Boko Haram not only targeting Christians, says US State Department

In this photo dated 6 June 2013, soldiers stand guard at the offices of the state-run Nigerian Television Authority in Maiduguri, Nigeria. The radical group Boko Haram once attacked only government institutions and security forces, but now increasingly targets civilians. (AP Photo/Jon Gambrell)

The US State Department appeared reluctant to acknowledge the Christian focus of Boko Haram's attacks across Nigeria in a recent exchange with political leaders.

State Department undersecretary Sarah Sewall was asked by Rep Jeff Duncan in a recent House Foreign Affairs Committee hearing whether the militant Islamist group specifically targeted Christians.

In reply, Sewall said Boko Haram was attacking "everyone who is Nigerian" and represents an "equal opportunity threat for all Nigerian citizens".

"I wish there was such discrimination in Boko Haram attacks," she said.

Representatives at the hearing were not content with her answer, however, and Rep Chris Smith asserted in response that Boko Haram was primarily targeting Christians.

As evidence of this, he told the hearing that the group had attacked 100 Christian churches in Nigeria from 2012 to 2013. By comparison, only four mosques were attacked by Boko Haram in the same period.

"Yes, they'll hit other Nigerians, they'll hit other westerners, but Christians are their main target," said Smith.

After sharing about one Christian man who was survived a gunshot to the face after refusing to recant his faith before the militants, Smith contended: "That is the underlying, fundamental, raison d'être of Boko Haram."

If the question was whether Boko Haram and their actions "target Christianity", Sewall replied, then the answer is "absolutely, unequivocally".

However, she continued: "More fundamentally, they target other things too and they are a threat to the government and the region.

"And so I loved the very clear-eyed characterisation that was just offered [by Rep Steve Stockman], which is that Boko Haram is motivated by hatred. I don't think anybody would disagree with that."

The question of whether the media is playing down the anti-Christian aspect of the violence was raised earlier in the month by Robin Harris, a former advisor to Margaret Thatcher.

He raised concerns in a blog for the Spectator entitled 'The kidnapped Nigerian girls are Christian. Why doesn't our media say so?'.

In the piece, Harris points out that the US and UK authorities have both shied away from mentioning that nearly all the girls abducted by Boko Haram from a school last month are Christian.

He argues that it is their Christianity that "caused them to be victims" and that the Christian enclave of Chibok in Borno State, where the school was located, is now the scene of "systematic Islamist persecution and intimidation".

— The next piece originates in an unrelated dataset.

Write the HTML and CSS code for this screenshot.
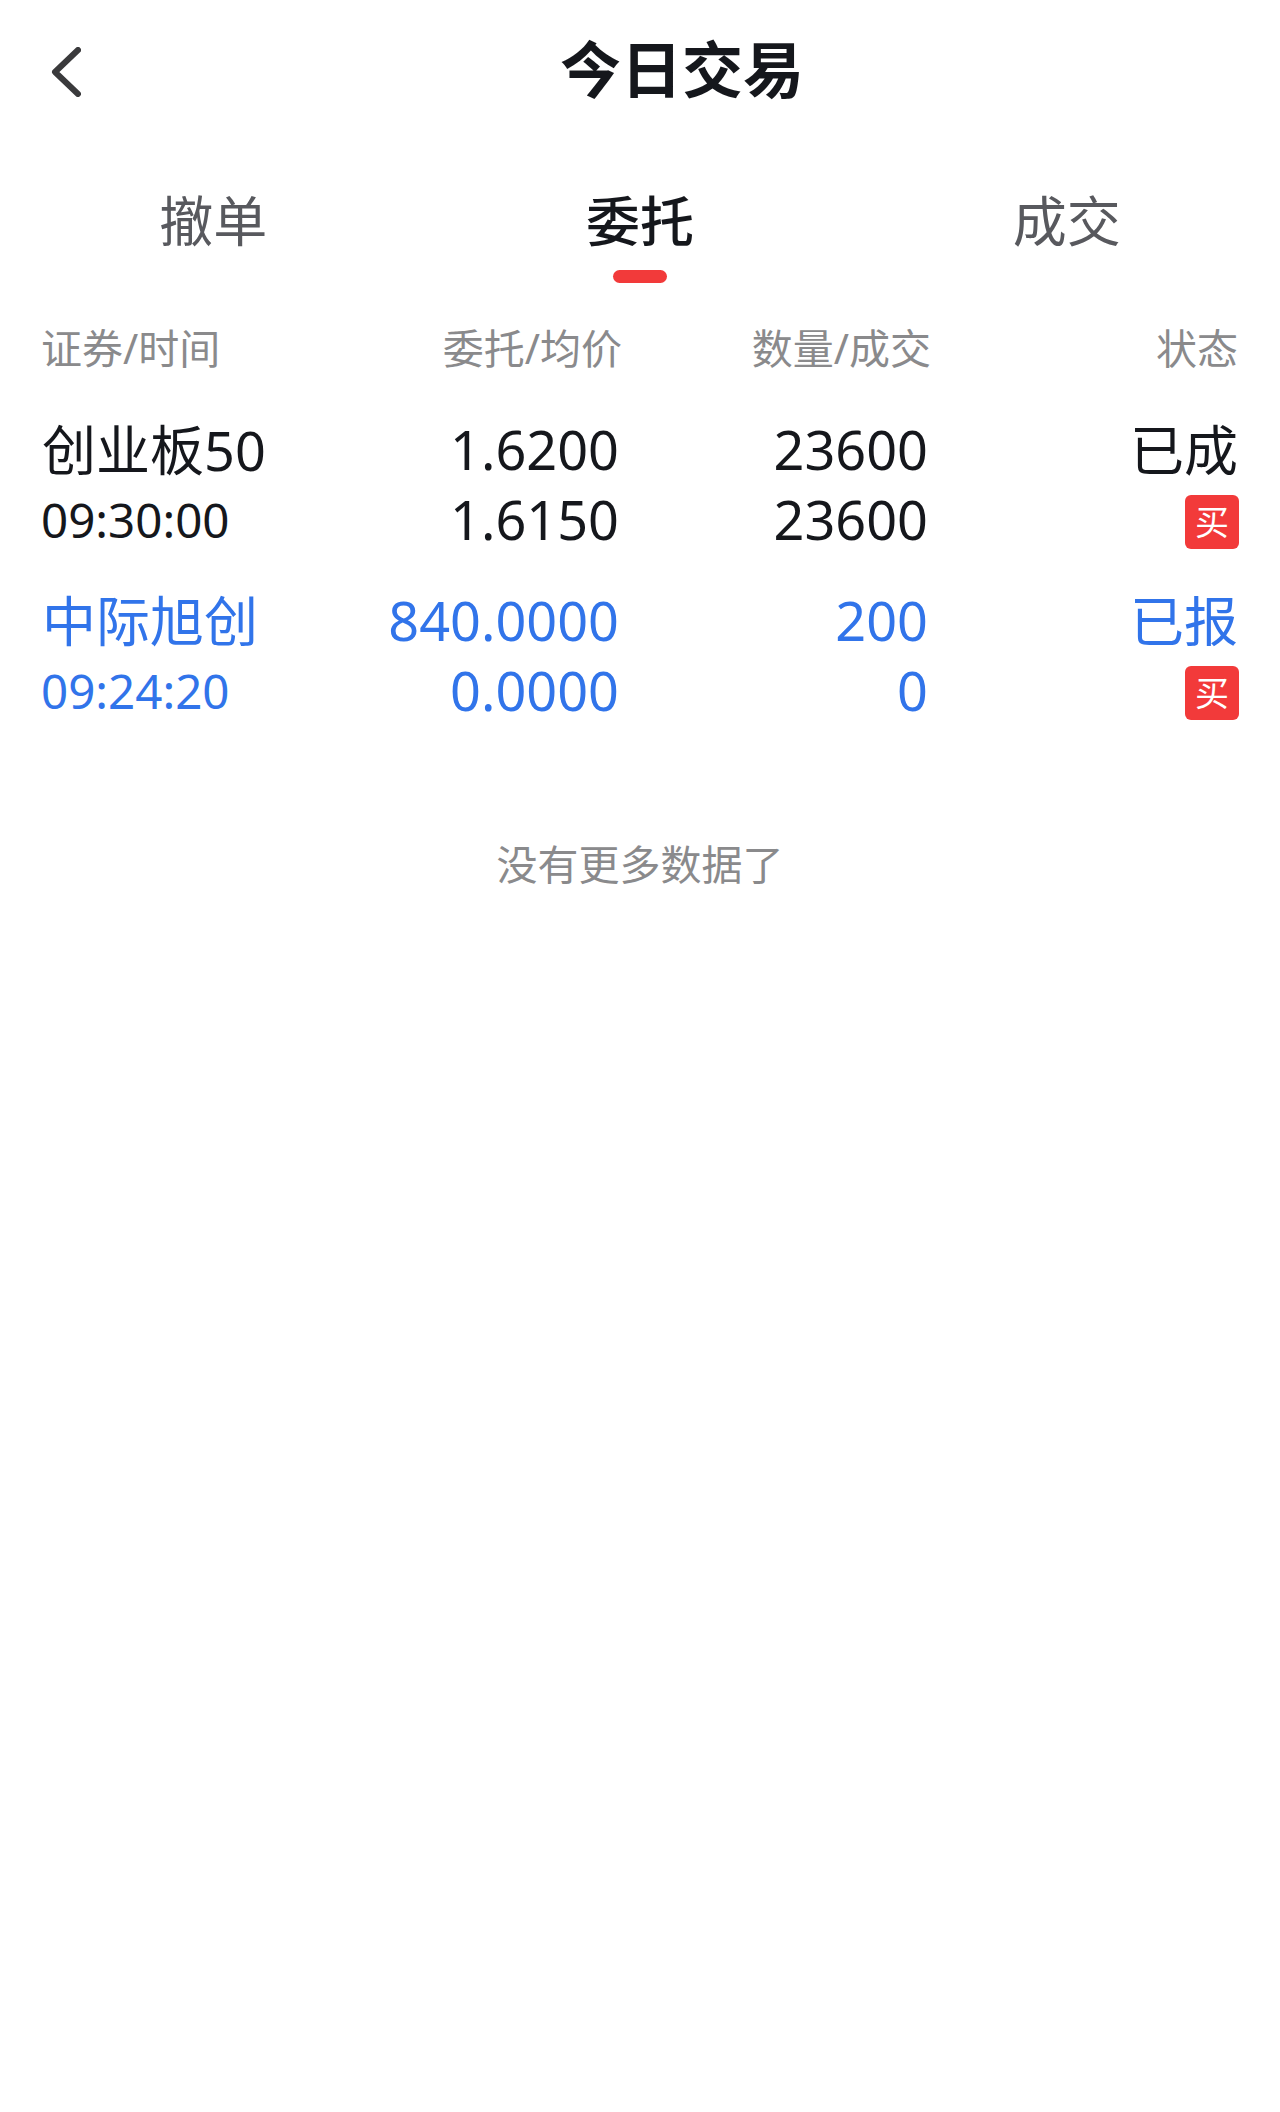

"Full, credible, detailed accounts are available through the Christian online networks," Harris writes.

"Yet commentators still seem content to exercise self-censorship. The religious identity of the girls has not been mentioned in the mainstream US or British media.

"The words 'poverty', 'corruption', and 'incompetence' figure largely, and with some justice, in explanations of what is dysfunctional in Nigeria. But the word "Christian' is notable by its absence in explaining what happened in Chibok.

"Nigeria is, in truth, the scene of a brutal religious war being fought by jihadists against Christians. But don't expect the White House or Downing Street, let alone Foggy Bottom or the FCO, to own up to it."